If the resolution is approved by shareholders at the May 2 meeting, Nortel’s board will have the authority to implement the reverse stock split, the Brampton, Ont. firm said in its preliminary proxy circular filed with the U.S. Securities and Exchange Commission.
“Approval of the special resolution by shareholders would give the board of directors authority to implement the consolidation at any time prior to April 11, 2007,” the document stated.
A range of potential ratios would be approved by shareholders, but the board would have the final say, it said.
The board could also abandon the reverse stock split altogether without notifying or obtaining approval from shareholders.
A reverse stock split allows a set number of shares to be combined, creating fewer shares at a higher price.
Nortel’s board believes it should go ahead with the consolidation of shares for various reasons, the document said. Namely, a higher stock price would allow a wider range of institutional investors and investment funds to buy its shares, which would also improve liquidity.

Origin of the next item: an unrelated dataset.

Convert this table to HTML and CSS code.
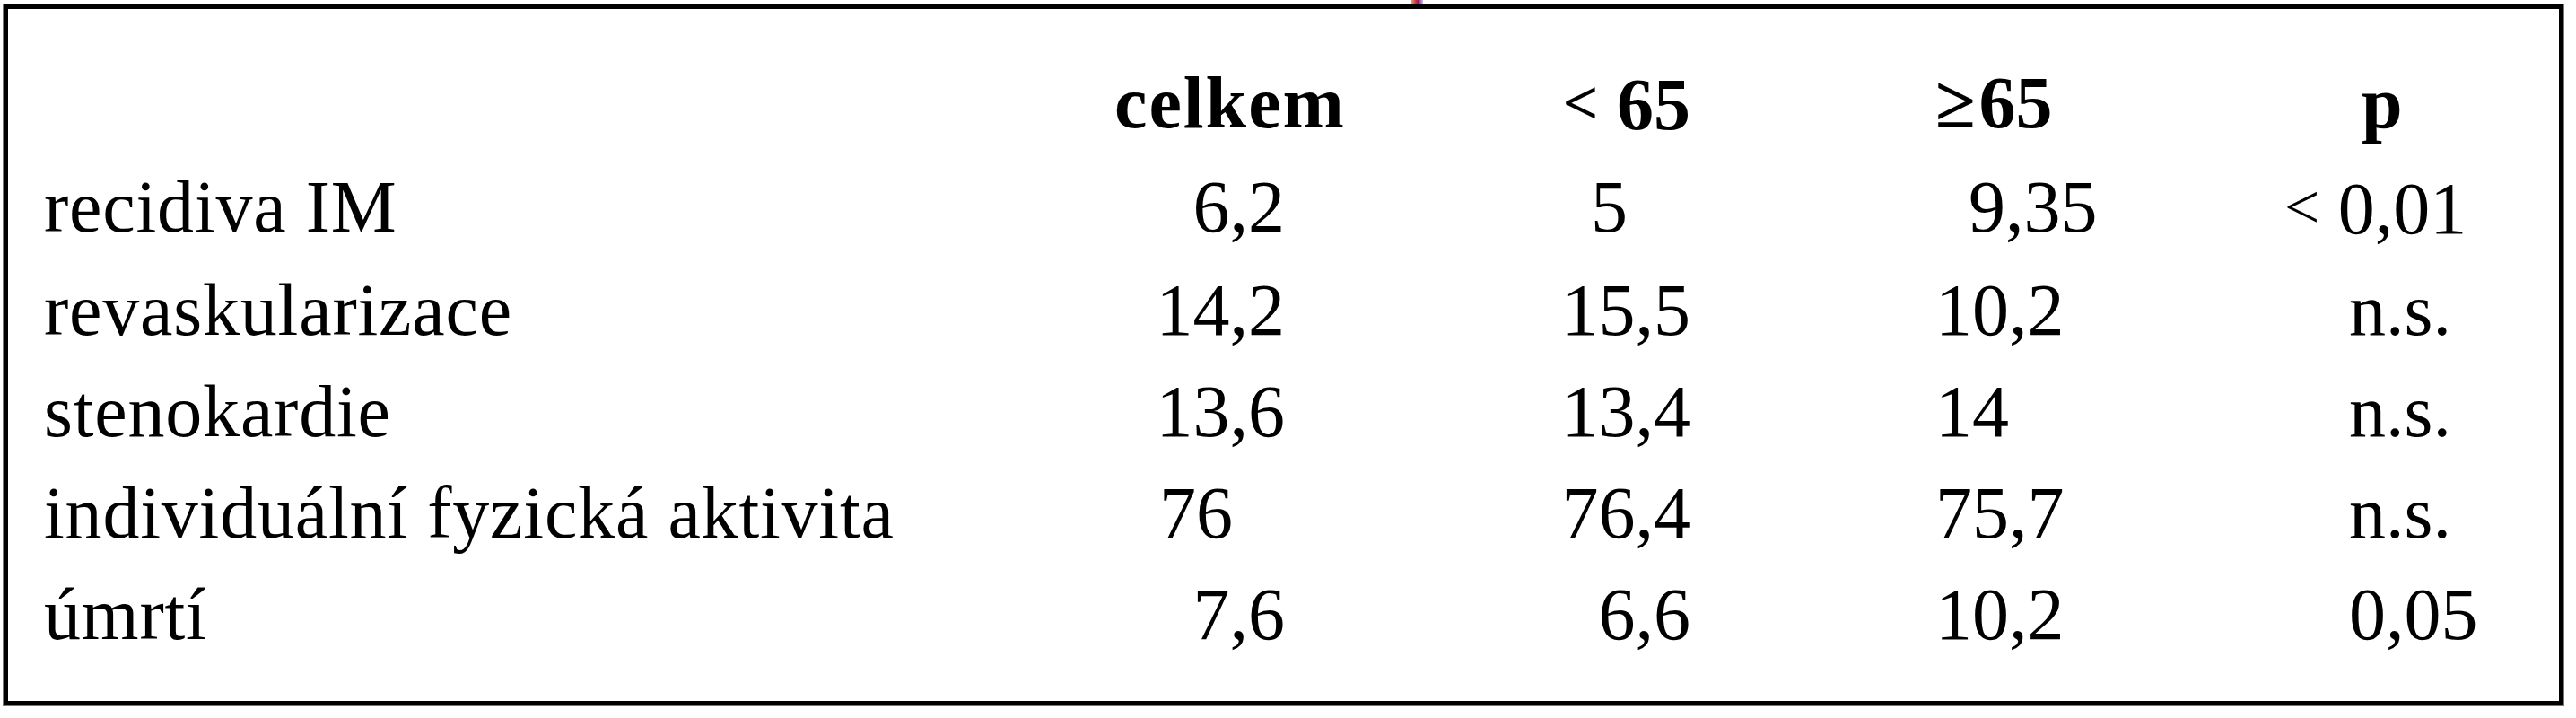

Nortel’s common shares hit an all-time high of $124.50 Cdn in July 2000, making the telecom equipment company by far the most valuable company in Canada and the most influential stock on the Toronto Stock Exchange.
However, after a series of missed growth targets, tens of thousands of layoffs and a prolonged downturn in the worldwide telecom industry Nortel’s shares fell to 67 cents in October 2002.
Nortel began to recover – announcing its first annual profit in seven years in January 2004 – only to see its fortunes and its stock dashed by revelations in March and April of accounting irregularities.
After Nortel fired CEO Frank Dunn for cause in April 2004, its shares fell 27 per cent in one day to $5.50. Except for a brief rally, Nortel shares have since remained below that price. There are more than 4.3 billion Nortel shares outstanding.
They closed two cents higher Thursday at $3.41 on the Toronto Stock Exchange.